Who knew a virus could teach us so much about ourselves?
We are learning so much about ourselves.
In the last few weeks, everything has changed. Our events are online. Our conference centres are field hospitals. Meeting and travelling are forbidden. The sheer pace of the total up-ending of our industry has been bewildering to witness.
And out of that change have come unforeseen revelations. We are seeing different sides of people. I’ve been speaking to event professionals non-stop – and the range of reaction to the unprecedented challenge of the coronavirus outbreak has been incredible.
Employers are letting people go, but they’re also giving staff paid leave to adjust to the new circumstances. Suppliers are charging for cancelled events, but they’re also stepping in to make sure food from cancelled events can be redistributed to those that need it most. You will have your own stories about the ones that let you down – and the ones that went the extra mile. And you won’t forget who was who.
It’s in the daft things as well. One agency owner I spoke to was laughing about doing Zoom chats with high-powered clients who would usually be suited and booted in the boardroom – and seeing them in their boxer shorts.
We are learning so much.
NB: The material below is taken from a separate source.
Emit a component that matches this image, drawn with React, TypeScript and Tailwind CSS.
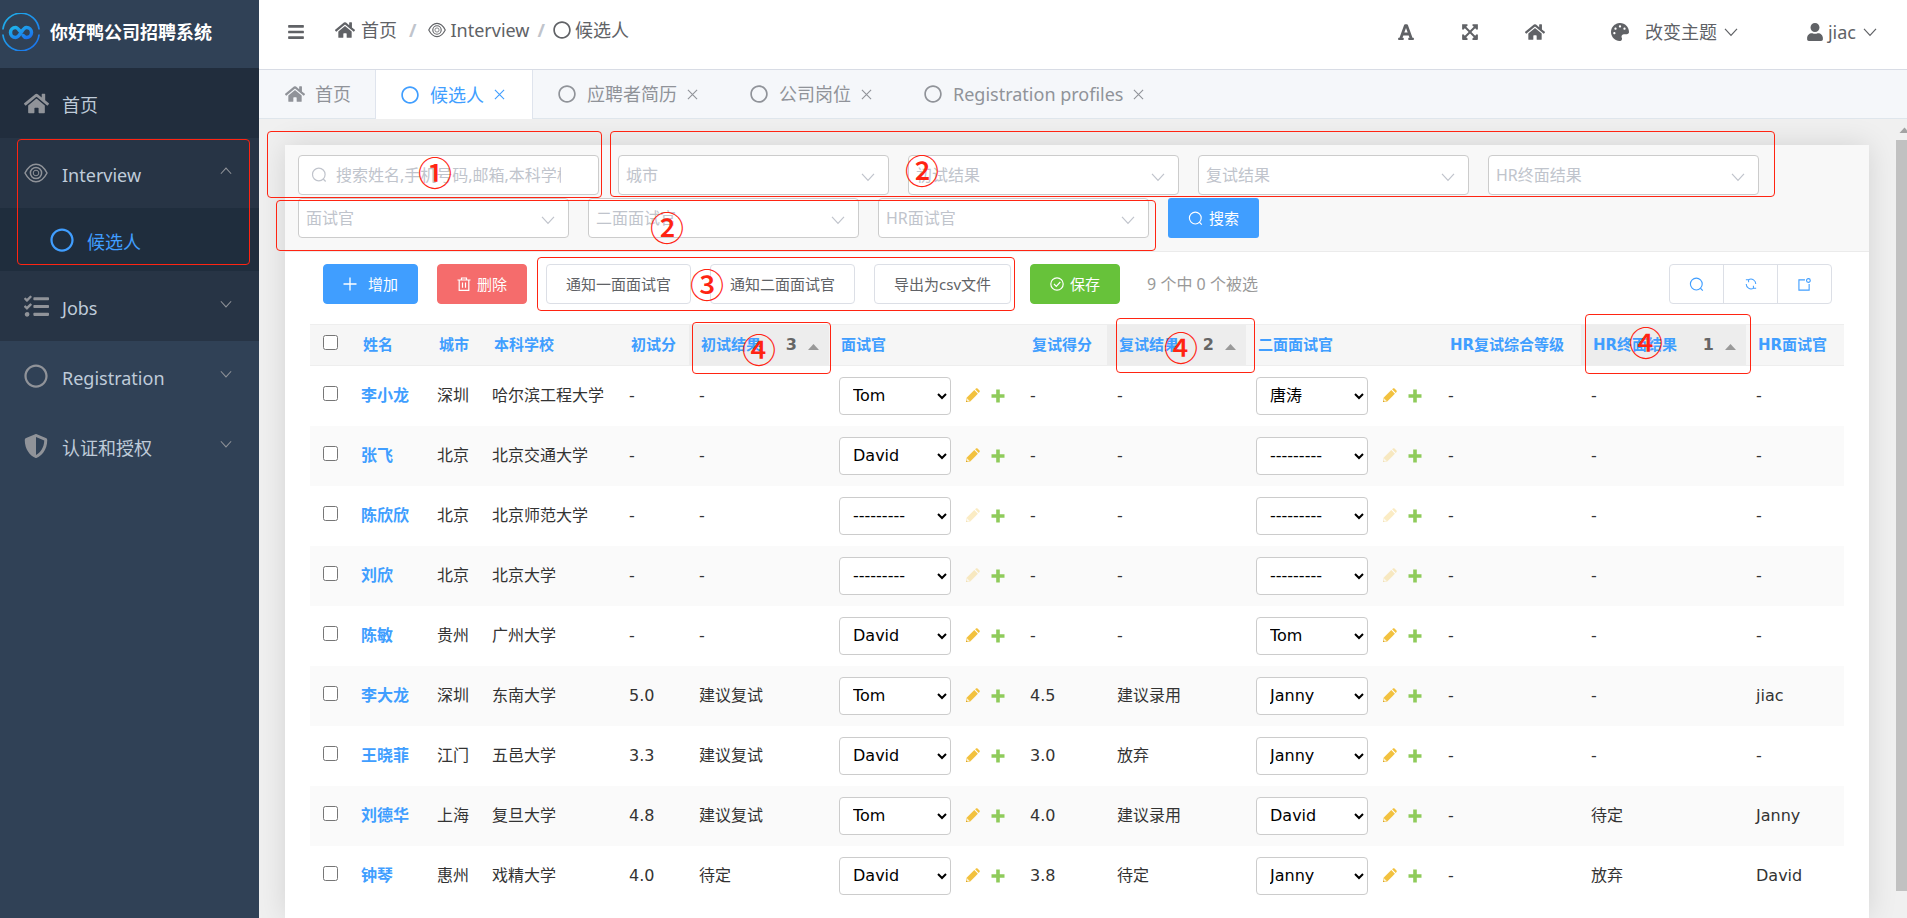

We have taken our entire industry online almost overnight – and we are hosting webinars, panel discussions, entire conferences from our homes. With our children in the next room, doing the Joe Wicks morning workout.
One key message that keeps coming through is about sustainability. The crash-bang-wallop of coronavirus has pole-axed us for the present, but it will be over at some point, we know there is another side. The same cannot be said for climate change, which will happen in slow motion compared to our current crisis – and who knows what the other side of climate change looks like? The memory of now will hopefully reshape a lot of attitudes towards our planet.
We are learning about ourselves – but we also need the rest of the world to learn about us and our £70bn events sector. It’s hard work, but we have to keep banging that drum. The public knows ExCeL London is a hospital – we need to remind them what it was designed to be used as – and the massive benefits the events it holds bring to the UK. Events will help kickstart the economy in the second half of this year – we need to make sure the government gives us the recognition we deserve.
When we plan our future events – and we will plan events again, I promise! – we must not forget what it feels like to be an event professional right now. The anxiety – and the community. We are hurting, but we are here for each other. We may be apart now, but we are all a part of something much bigger.
We are learning so much about ourselves – and we will learn so much more before this is over. Let’s make sure we learn together.